Use cases: Navigation, form layouts, card grids, content + sidebar
Fluid Grids
Patterns:
- Auto-fit: Columns wrap as needed
- Percentage-based: Columns use % width
- Flexible: Columns grow/shrink with flexbox
Mobile: 1 column Tablet: 2 columns Desktop: 3+ columns
Sidebar Layouts
Mobile: Sidebar below main (stacked) Desktop: Fixed sidebar + scrollable main
Component Responsive Patterns
Navigation
Mobile:
- Hamburger menu
- Full-screen overlay or drawer
- Touch-optimized tap targets
Desktop:
- Horizontal navigation bar
- Hover dropdowns
- Keyboard accessible
Data Tables
Mobile:
- Transform to card layout
- Horizontal scroll (when cards inappropriate)

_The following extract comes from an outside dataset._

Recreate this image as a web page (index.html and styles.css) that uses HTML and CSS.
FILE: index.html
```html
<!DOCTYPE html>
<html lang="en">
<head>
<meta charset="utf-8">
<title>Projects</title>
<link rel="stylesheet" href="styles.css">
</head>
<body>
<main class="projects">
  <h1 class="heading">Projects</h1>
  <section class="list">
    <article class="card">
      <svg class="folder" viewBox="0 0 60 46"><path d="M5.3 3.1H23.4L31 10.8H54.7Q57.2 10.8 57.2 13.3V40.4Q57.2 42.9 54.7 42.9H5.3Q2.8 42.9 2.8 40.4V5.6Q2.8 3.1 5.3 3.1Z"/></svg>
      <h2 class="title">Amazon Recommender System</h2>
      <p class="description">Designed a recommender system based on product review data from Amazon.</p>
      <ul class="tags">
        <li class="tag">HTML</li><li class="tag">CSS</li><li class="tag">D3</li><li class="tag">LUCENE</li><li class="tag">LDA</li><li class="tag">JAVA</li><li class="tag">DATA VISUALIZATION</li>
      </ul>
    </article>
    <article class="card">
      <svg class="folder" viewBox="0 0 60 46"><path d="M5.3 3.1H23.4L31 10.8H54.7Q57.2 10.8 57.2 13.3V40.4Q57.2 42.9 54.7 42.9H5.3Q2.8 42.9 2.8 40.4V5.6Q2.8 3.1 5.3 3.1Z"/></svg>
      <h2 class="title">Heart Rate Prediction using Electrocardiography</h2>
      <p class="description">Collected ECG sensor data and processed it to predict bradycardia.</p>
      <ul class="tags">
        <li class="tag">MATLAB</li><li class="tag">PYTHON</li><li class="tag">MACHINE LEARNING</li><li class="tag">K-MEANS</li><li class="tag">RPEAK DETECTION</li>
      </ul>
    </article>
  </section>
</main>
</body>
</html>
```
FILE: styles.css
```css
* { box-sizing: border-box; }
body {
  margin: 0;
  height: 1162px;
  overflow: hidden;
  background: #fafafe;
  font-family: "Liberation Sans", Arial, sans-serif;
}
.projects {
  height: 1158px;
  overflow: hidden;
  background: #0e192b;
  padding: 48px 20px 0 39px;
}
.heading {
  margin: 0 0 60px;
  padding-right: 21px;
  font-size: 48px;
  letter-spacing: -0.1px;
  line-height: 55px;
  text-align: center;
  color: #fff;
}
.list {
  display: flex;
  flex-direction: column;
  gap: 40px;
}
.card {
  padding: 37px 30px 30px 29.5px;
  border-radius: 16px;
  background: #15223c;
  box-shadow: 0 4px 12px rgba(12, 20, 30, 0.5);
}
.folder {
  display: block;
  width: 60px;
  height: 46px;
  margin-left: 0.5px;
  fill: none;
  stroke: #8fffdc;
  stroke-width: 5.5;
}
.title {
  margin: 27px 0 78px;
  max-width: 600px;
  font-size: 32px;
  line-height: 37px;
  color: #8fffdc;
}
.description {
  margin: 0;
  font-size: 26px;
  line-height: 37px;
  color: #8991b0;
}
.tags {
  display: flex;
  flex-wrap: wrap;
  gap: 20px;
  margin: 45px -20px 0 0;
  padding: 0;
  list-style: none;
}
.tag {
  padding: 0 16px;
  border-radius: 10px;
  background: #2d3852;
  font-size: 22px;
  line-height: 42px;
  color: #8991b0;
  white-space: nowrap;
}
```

- Show only essential columns
Desktop:
- Full table with all columns
- Hover states on rows
Forms
Mobile:
- Full-width inputs
- Single column layout
- Large touch targets (44x44px minimum)
- Vertical button groups
Desktop:
- Multi-column forms (when logical)
- Side-by-side labels and inputs
Images and Media
Responsive Images:
- Multiple sizes for different screens
- Lazy loading for below-fold content
- Maintain consistent aspect ratios
Touch Optimization
Tap Target Sizes
Standards (verify with your platform):
- 44x44px (Apple/Google baseline)
- 48x48px (WCAG 2.1 AAA)
- Spacing between targets: 8px minimum
Why: Finger taps less precise than mouse (~9mm average finger pad)

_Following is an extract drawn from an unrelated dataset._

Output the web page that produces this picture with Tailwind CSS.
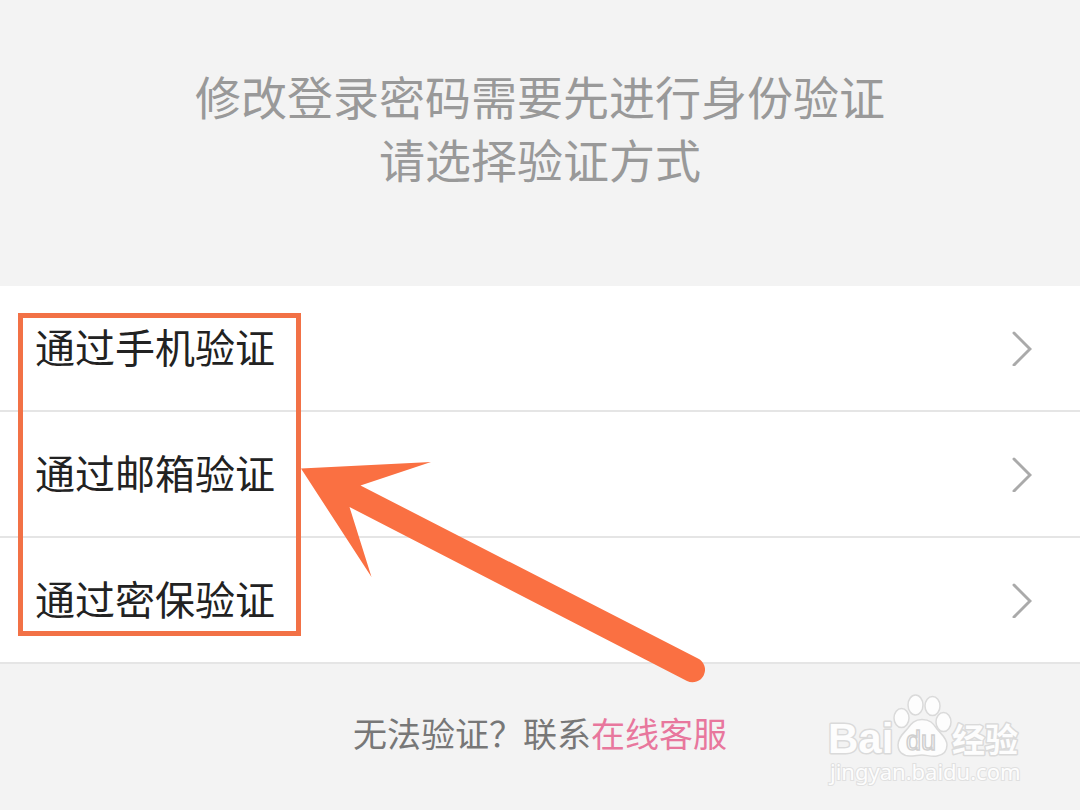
<!DOCTYPE html>
<html lang="zh-CN">
  <head>
    <meta charset="UTF-8" />
    <meta name="viewport" content="width=device-width, initial-scale=1.0" />
    <title>身份验证</title>
    <script src="https://cdn.jsdelivr.net/npm/@tailwindcss/browser@4"></script>
  </head>
  <body class="bg-[#f3f3f3] font-['Noto_Sans_CJK_SC',sans-serif]">
    <div class="relative min-h-screen overflow-hidden">
      <header class="px-8 pt-16 pb-24 text-center">
        <h1 class="text-[46px] leading-[63px] text-[#999999]">
          修改登录密码需要先进行身份验证<br />请选择验证方式
        </h1>
      </header>

      <!-- Verification methods -->
      <nav class="bg-white">
        <a
          href="#"
          class="flex h-[126px] items-center justify-between border-b-2 border-[#e5e5e5] pb-1 pl-[35px] pr-12 text-[40px] text-[#222222]"
        >
          <span>通过手机验证</span>
          <svg class="h-10 w-5" viewBox="0 0 20 40" fill="none" stroke="#aaaaaa" stroke-width="3" stroke-linecap="round">
            <path d="M2 7L18 23L2 39" />
          </svg>
        </a>
        <a
          href="#"
          class="flex h-[126px] items-center justify-between border-b-2 border-[#e5e5e5] pb-1 pl-[35px] pr-12 text-[40px] text-[#222222]"
        >
          <span>通过邮箱验证</span>
          <svg class="h-10 w-5" viewBox="0 0 20 40" fill="none" stroke="#aaaaaa" stroke-width="3" stroke-linecap="round">
            <path d="M2 7L18 23L2 39" />
          </svg>
        </a>
        <a
          href="#"
          class="flex h-[126px] items-center justify-between border-b-2 border-[#e5e5e5] pb-1 pl-[35px] pr-12 text-[40px] text-[#222222]"
        >
          <span>通过密保验证</span>
          <svg class="h-10 w-5" viewBox="0 0 20 40" fill="none" stroke="#aaaaaa" stroke-width="3" stroke-linecap="round">
            <path d="M2 7L18 23L2 39" />
          </svg>
        </a>
      </nav>

      <footer class="pt-11 text-center text-[34px] leading-[50px] text-[#777777]">
        无法验证？联系<a href="#" class="text-[#e8779d]">在线客服</a>
      </footer>

      <!-- Highlight box and arrow -->
      <div class="absolute top-[313px] left-[18px] h-[323px] w-[283px] border-5 border-[#f27146]"></div>
      <svg class="absolute top-[455px] left-[295px] h-[240px] w-[420px]" viewBox="295 455 420 240" fill="#fa7042">
        <path d="M301 468.500L431 462L360.500 485.500L698 658.500A12.500 12.500 0 0 1 687 681L349.500 507L371.500 577Z" />
      </svg>

      <!-- Watermark -->
      <svg class="absolute right-[50px] bottom-[15px] h-[110px] w-[210px]" viewBox="820 685 210 110" fill="#fdfdfd" stroke="#dadada">
        <g stroke-width="3" stroke-linejoin="round" paint-order="stroke" font-weight="bold">
          <text x="828" y="753" font-size="42" font-family="Liberation Sans, Arial, sans-serif">Bai</text>
          <text x="952" y="752" font-size="33" font-family="Noto Sans CJK SC, sans-serif">经验</text>
        </g>
        <g stroke-width="1.500">
          <ellipse cx="901.500" cy="718" rx="7.500" ry="9.500" />
          <ellipse cx="915.500" cy="705" rx="7.500" ry="10" />
          <ellipse cx="932.500" cy="706" rx="7.500" ry="9.500" />
          <ellipse cx="943.500" cy="722" rx="7.500" ry="9.500" />
          <path d="M922 719.500C914 719.500 911 724 908 728C904 733 898 737 898 745C898 752 903 756 910 756C915 756 918 755 922 755C927 755 931 757 937 756C943 755 947 751 947 745C947 738 941 734 937 729C933 723 930 719.500 922 719.500Z" />
        </g>
        <text x="906" y="750" font-size="27" font-family="Liberation Sans, Arial, sans-serif" stroke="#cfcfcf" stroke-width="1.500">du</text>
        <text x="830" y="780" font-size="22" font-family="Noto Sans, sans-serif" stroke="#e0e0e0" stroke-width="2" paint-order="stroke">jingyan.baidu.com</text>
      </svg>
    </div>
  </body>
</html>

Applies to: Buttons, links, form inputs, checkboxes/radios, icons
Touch Gestures
Standard gestures:
- Tap: Activate/select
- Scroll: Navigate content
- Swipe: Navigate between items, dismiss
- Pinch: Zoom (when appropriate)
Don't require: Hover for critical functionality
Touch Feedback
Patterns:
- Slight scale or opacity change on tap
- Ripple effect
- Brief highlight or color shift
Timing: 100-200ms, feels immediate
Mobile Considerations
Input focus:
- iOS auto-zooms on inputs with font size < 16px
- Solution: Use 16px+ for input fields
Viewport meta tag:
- Always include:
<meta name="viewport" content="width=device-width, initial-scale=1">
Container Queries (Modern)
Principle: Components respond to their container size, not viewport.
Why better:
- Component-based (matches modern architecture)
- Reusable components adapt to any container
Use cases: Card components, nested layouts, design system components
Responsive Spacing
Fluid Spacing
Approaches:
- clamp(): Define min, preferred, max spacing
- Viewport units: Scale proportionally
- Stepped values: Different spacing per breakpoint
Guidelines:
- Mobile: Tighter spacing (conserve space)

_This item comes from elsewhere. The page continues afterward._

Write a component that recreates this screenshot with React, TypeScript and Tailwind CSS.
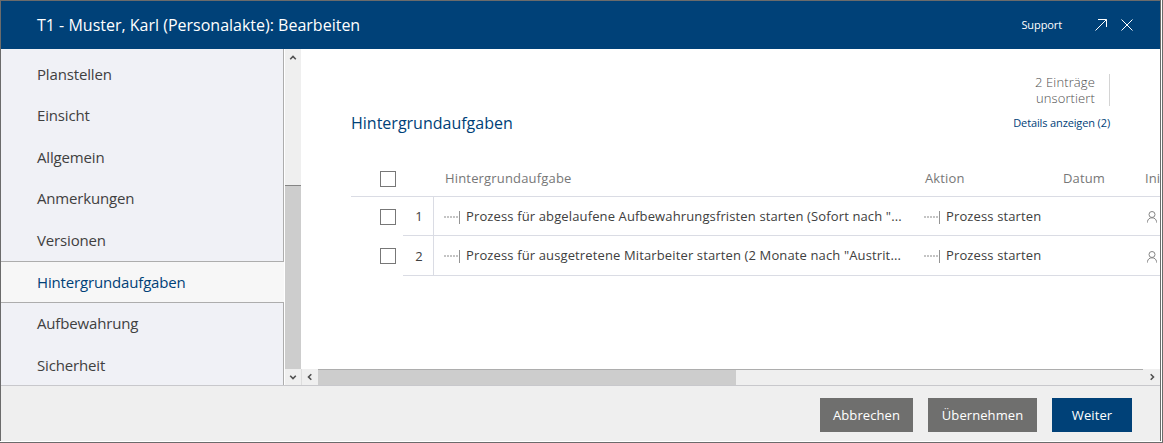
import React from "react";

const navItems = [
  "Planstellen",
  "Einsicht",
  "Allgemein",
  "Anmerkungen",
  "Versionen",
  "Hintergrundaufgaben",
  "Aufbewahrung",
  "Sicherheit",
];

const tasks = [
  {
    name: 'Prozess für abgelaufene Aufbewahrungsfristen starten (Sofort nach "...',
    action: "Prozess starten",
    height: "h-[39px]",
    numberPadding: "pt-px",
  },
  {
    name: 'Prozess für ausgetretene Mitarbeiter starten (2 Monate nach "Austrit...',
    action: "Prozess starten",
    height: "h-10",
    numberPadding: "pt-[3px]",
  },
];

const ProcessIcon: React.FC = () => (
  <svg width="16" height="13" className="mt-px mr-[6px] shrink-0" shapeRendering="crispEdges">
    <path d="M0 6H14" stroke="#c4c4c4" strokeWidth="2" strokeDasharray="2 1" />
    <path d="M15.5 0V13" stroke="#949494" />
  </svg>
);

const UserIcon: React.FC = () => (
  <svg width="10" height="12" viewBox="0 0 10 12" fill="none" stroke="#858585" className="mt-[2px] shrink-0">
    <circle cx="5" cy="3.5" r="3" />
    <path d="M0.5 11.5V10.5C0.8 8.2 2.6 6.8 5 6.8S9.2 8.2 9.5 10.5V11.5" />
  </svg>
);

interface ChevronProps {
  rotate: string;
}
const Chevron: React.FC<ChevronProps> = ({ rotate }) => (
  <svg width="8" height="8" viewBox="0 0 8 8" fill="none" stroke="#505050" strokeWidth="1.6" className={rotate}>
    <path d="M1.2 5.3L4 2.5L6.8 5.3" />
  </svg>
);

const Checkbox: React.FC = () => (
  <div className="h-4 w-4 border border-[#777777] bg-white" />
);

const Header: React.FC = () => (
  <header className="flex h-12 shrink-0 items-center bg-[#004178] pl-9 text-white">
    <h1 className="flex-1 text-[16px]">T1 - Muster, Karl (Personalakte): Bearbeiten</h1>
    <span className="text-[11px] tracking-[-0.1px]">Support</span>
    <svg width="12" height="12" fill="none" stroke="white" className="ml-[33px]">
      <path d="M0.5 11.5L11.5 0.5M3 0.5H11.5V8" />
    </svg>
    <svg width="12" height="12" fill="none" stroke="white" className="mr-[27px] ml-[14px]">
      <path d="M0.5 0.5L11.5 11.5M11.5 0.5L0.5 11.5" />
    </svg>
  </header>
);

const Sidebar: React.FC = () => (
  <nav className="flex w-[283px] shrink-0 flex-col bg-[#f0f1f6] text-[15px] tracking-[-0.16px] text-[#404040]">
    <div className="h-[4.5px] shrink-0 border-r border-[#adadad]" />
    {navItems.map((item) =>
      item === "Hintergrundaufgaben" ? (
        <div
          key={item}
          className="flex h-[42px] shrink-0 items-center border-y border-[#adadad] bg-[#f7f7f7] pl-9 text-[#004178]"
        >
          {item}
        </div>
      ) : (
        <div key={item} className="flex h-[41.5px] shrink-0 items-center border-r border-[#adadad] pb-px pl-9">
          {item}
        </div>
      )
    )}
  </nav>
);

const VerticalScrollbar: React.FC = () => (
  <div className="flex w-[17px] shrink-0 flex-col border-l border-white bg-[#efefef]">
    <div className="flex h-[17px] items-center justify-center">
      <Chevron rotate="" />
    </div>
    <div className="mt-[119px] flex-1 border-t border-[#858585] bg-[#cdcdcd]" />
    <div className="flex h-4 items-center justify-center">
      <Chevron rotate="rotate-180" />
    </div>
  </div>
);

const HorizontalScrollbar: React.FC = () => (
  <div className="flex h-4 shrink-0 border-l border-[#dddddd] bg-[#efefef]">
    <div className="flex w-4 items-center justify-center">
      <Chevron rotate="-rotate-90" />
    </div>
    <div className="w-[418px] border-t border-[#adadad] bg-[#cdcdcd]" />
    <div className="flex-1 border-t border-[#adadad]" />
    <div className="flex w-[17px] items-center justify-center">
      <Chevron rotate="rotate-90" />
    </div>
  </div>
);

const TaskTable: React.FC = () => (
  <div className="ml-[50px] w-[900px] text-[13px] tracking-[0.13px] text-[#404040]">
    <div className="flex h-9 items-center border-b border-[#dadce4] text-[#777777]">
      <div className="w-[94px] pl-[29px]">
        <Checkbox />
      </div>
      <div className="w-[480px] tracking-[0.17px]">Hintergrundaufgabe</div>
      <div className="w-[138px]">Aktion</div>
      <div className="w-[82px]">Datum</div>
      <div>Initiator</div>
    </div>
    {tasks.map((task, i) => (
      <div key={i} className={`flex ${task.height}`}>
        <div className="w-[52px] pt-3 pl-[29px]">
          <Checkbox />
        </div>
        <div className="flex flex-1 border-b border-[#dadce4]">
          <div
            className={`flex w-[31px] items-center justify-center border-r border-[#dadce4] pl-[2px] ${task.numberPadding}`}
          >
            {i + 1}
          </div>
          <div className="flex w-[480px] items-center pt-px pl-[10px] whitespace-nowrap">
            <ProcessIcon />
            {task.name}
          </div>
          <div className="flex w-[222px] items-center pt-px pl-[10px]">
            <ProcessIcon />
            {task.action}
          </div>
          <div className="flex items-center pl-[11px]">
            <UserIcon />
          </div>
        </div>
      </div>
    ))}
  </div>
);

const Footer: React.FC = () => (
  <footer className="flex h-14 shrink-0 items-center justify-end gap-[15px] border-t border-[#c8c8cc] bg-[#efefef] pt-[2px] pr-7 text-[13px] tracking-[0.08px] text-white">
    <button className="h-[34px] w-[93px] bg-[#6f6f6e] pt-[2px]">Abbrechen</button>
    <button className="h-[34px] w-[109px] bg-[#6f6f6e] pt-[2px]">Übernehmen</button>
    <button className="h-[34px] w-20 bg-[#004178] pt-[2px]">Weiter</button>
  </footer>
);

const App: React.FC = () => {
  return (
    <div className="h-[443px] w-[1163px] overflow-hidden border-r border-b border-[#6b6b6b] bg-white pr-px pb-px font-['Open_Sans',sans-serif]">
      <div className="flex h-[441px] w-[1161px] flex-col overflow-hidden border-t border-r border-l border-[#6b6b6b]">
        <Header />
        <div className="flex h-[336px] shrink-0">
          <Sidebar />
          <VerticalScrollbar />
          <main className="flex min-w-0 flex-1 flex-col overflow-hidden">
            <div className="flex-1">
              <div className="flex h-[112px] justify-between pl-[50px]">
                <h2 className="pt-[62px] text-[16px] text-[#004178]">Hintergrundaufgaben</h2>
                <div className="flex flex-col items-end pt-[25px] pr-[50px]">
                  <div className="h-8 border-r border-[#d4d4d4] pr-[14px] text-right text-[13px] leading-4 font-light tracking-[0.12px] text-[#505050]">
                    2 Einträge
                    <br />
                    unsortiert
                  </div>
                  <a className="mt-[9px] text-[11px] leading-4 tracking-[-0.13px] text-[#004178]">
                    Details anzeigen (2)
                  </a>
                </div>
              </div>
              <TaskTable />
            </div>
            <HorizontalScrollbar />
          </main>
        </div>
        <Footer />
      </div>
    </div>
  );
};

export default App;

- Desktop: Generous spacing (utilize available space)
- Maintain spacing scale ratios from design-fundamentals
Performance Considerations
Lazy Loading
Load content as needed:
- Images below fold
- Heavy components (charts, maps)
- Large lists (virtual scrolling)
Image Optimization
Best practices:
- Use appropriate formats (WebP, AVIF)
- Serve different sizes per device
- Compress images aggressively
- Use CDN for delivery
Testing Checklist
Device Testing
- Real mobile devices (iOS, Android)
- Real tablets
- Desktop at various sizes
- Landscape and portrait orientations
Browser DevTools
- Responsive design mode
- Test all major breakpoints
- Zoom to 200% (accessibility)
- Network throttling (performance)
Touch Interaction
- All tap targets meet minimum size
- Adequate spacing between targets (8px+)
- Touch feedback visible
- No hover-only interactions for critical features
Content & Aesthetic
- Text readable on all screen sizes
- Images scale properly
- No unintended horizontal scroll
- No content cut off
- Chosen aesthetic maintained across devices
- Visual hierarchy clear at all sizes
Common Mistakes
- Desktop-first - Start mobile, enhance up
- Fixed widths - Use max-width instead
- Too many breakpoints - 3-4 is enough
- Hover-only interactions - Not accessible on touch
- Small touch targets - Verify minimum size
- Horizontal scroll - Only use intentionally
- Ignoring landscape - Test both orientations
- No real device testing - Emulators aren't enough
- Losing aesthetic on mobile - Maintain distinctiveness
- Copying breakpoints blindly - Base on YOUR content
Key Takeaway
Principles over prescriptive values. Fluidity over rigidity.
Common standards (44px, 640px, 16px) are starting points, not absolute rules. Adjust to your design system, platform, and content needs.
Start with mobile constraints, enhance progressively. Maintain your aesthetic identity across all devices—adapted to each device's strengths.